En los sesenta la idea mítica de un cambio radical fue el componente principal de un ethos cultural predominante. El trágico error de toda una generación consistió en que ninguna de las partes, ni los militares ni los jóvenes revolucionarios, supieron comprender el valor de la libertad, y que ese cambio tenía sentido si era asentado en criterios que fueran respetuosos de la persona y de sus derechos.
Los historiadores de estas dos descripciones de un pasado que hoy nadie quiere repetir han sabido situar un momento, no por reiterado menos trágico de nuestra historia, que como tal es magistra vitae. Aquellos mesianismos castrenses de ambos signos con sus ideologías contrapuestas han conseguido ser superados, pero no lo han sido las actitudes redentoras que los informaban. Tampoco hemos asistido a la asunción de las respectivas responsabilidades, que es el primer paso del cambio de actitud. En este sentido, ambas obras constituyen un llamado.

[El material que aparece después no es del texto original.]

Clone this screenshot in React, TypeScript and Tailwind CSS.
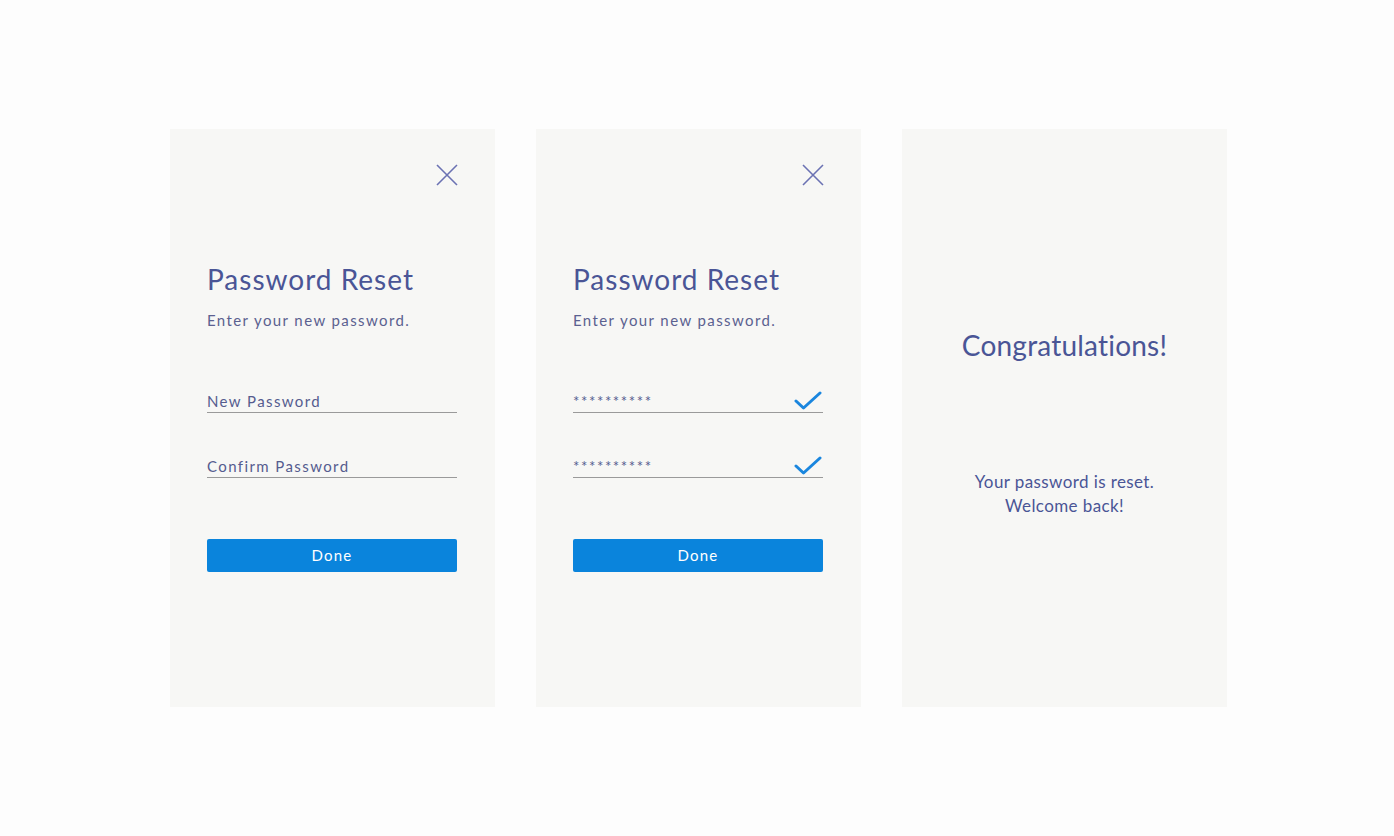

En su obra historiográfica del periodo, Sáenz Quesada centra su atención en el gobierno de Arturo Illia, al que despoja también de mitos y equívocos, y rescata la idea de los “hombres grises”, a los que no identifica con la mediocridad sino con el cumplimiento de sus deberes ciudadanos. Más que sentirnos convocados a grandes epopeyas como acreedores de un destino peraltado, los argentinos debiéramos atender la realidad de lo cotidiano, porque los grandes imperios los construyen los grandes hombres, pero el mejor modo de una feliz convivencia es atender el pequeño deber de cada momento.
El bien siempre posible
Revisitar el pasado, auscultar sus intersticios tiene sentido si permite superarlo. Es verdad que parecen haber quedado atrás -Dios quiera que definitivamente- los enfrentamientos violentos. Sin embargo, no hemos conseguido desarticular el subsuelo de la matriz autoritaria que los promueve y los caracteriza, y que lleva a pretender suprimir de la escena política a quienes piensan distinto, sintiéndose cada cual el dueño de la verdad. Aquí es donde se hace necesaria la virtud de la humildad que es el reconocimiento de la realidad. Las virtudes personales construyen los edificios públicos.
Esta subsistente insensatez explica nuestros avatares históricos, pero no se trata de algo definitivo, cuando se acuerda la posibilidad de cambiarlo. No existen los determinismos sino la voluntad individual o colectiva en la dirección de una persona o de una sociedad con vistas a la configuración de su futuro. La misma historia lo demuestra, en tanto señala que, siempre, ese futuro es posible y que depende de nosotros mismos.